A Tale of Two Theses: Chainlink's Connectivity vs. XRP's Specific Bet

  • XRP's Specific Bet: The investment thesis for XRP relies on institutions adopting the XRP Ledger as their primary blockchain or using the XRP token as a bridge asset—a neutral currency used to facilitate fast, low-cost transfers between two different currencies. Zach views this as a highly specific and riskier bet.
  • Chainlink's Broad Bet: The thesis for Chainlink is much broader. It bets on the general adoption of blockchains by institutions, regardless of which chain they choose (e.g., Ethereum, Solana, or a permissioned chain like JP Morgan's Onyx).
  • Essential Infrastructure: Zach argues that any institution using blockchain for tokenized assets, lending markets, or derivatives will require essential services like data feeds, cross-chain connectivity, and compliance tools—all of which Chainlink provides.
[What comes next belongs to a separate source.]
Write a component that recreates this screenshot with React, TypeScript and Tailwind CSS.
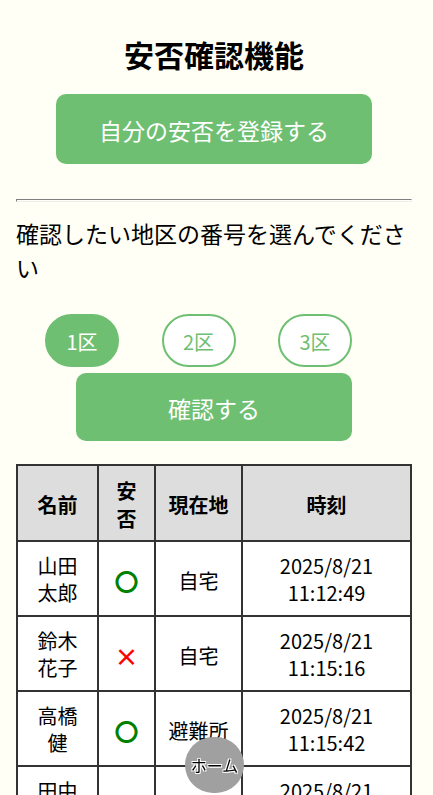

This makes Chainlink a foundational layer for the entire ecosystem.

The Competitive Landscape: Is There a True Chainlink Rival?

  • A Platform, Not a Product: He describes Chainlink as a multi-service platform that spans numerous critical verticals, making it a one-stop solution for institutional needs.
  • Ecosystem Integrator: Because of its platform approach, Chainlink can work with nearly any project in the space, evidenced by its thousands of integrations.
  • Future Competition: Zach anticipates that a true competitor to Chainlink would need to resemble a Web3 version of Google or Microsoft—a massive tech platform offering a full suite of services, something he does not see in the current market.

Conclusion

This discussion highlights that verifiable utility and accelerating adoption are eclipsing long-standing narratives. For investors and researchers, the key takeaway is to scrutinize the difference between a project's story and its real-world traction, as Chainlink's infrastructure-level integration presents a fundamentally different risk profile than XRP's specific, high-stakes bet.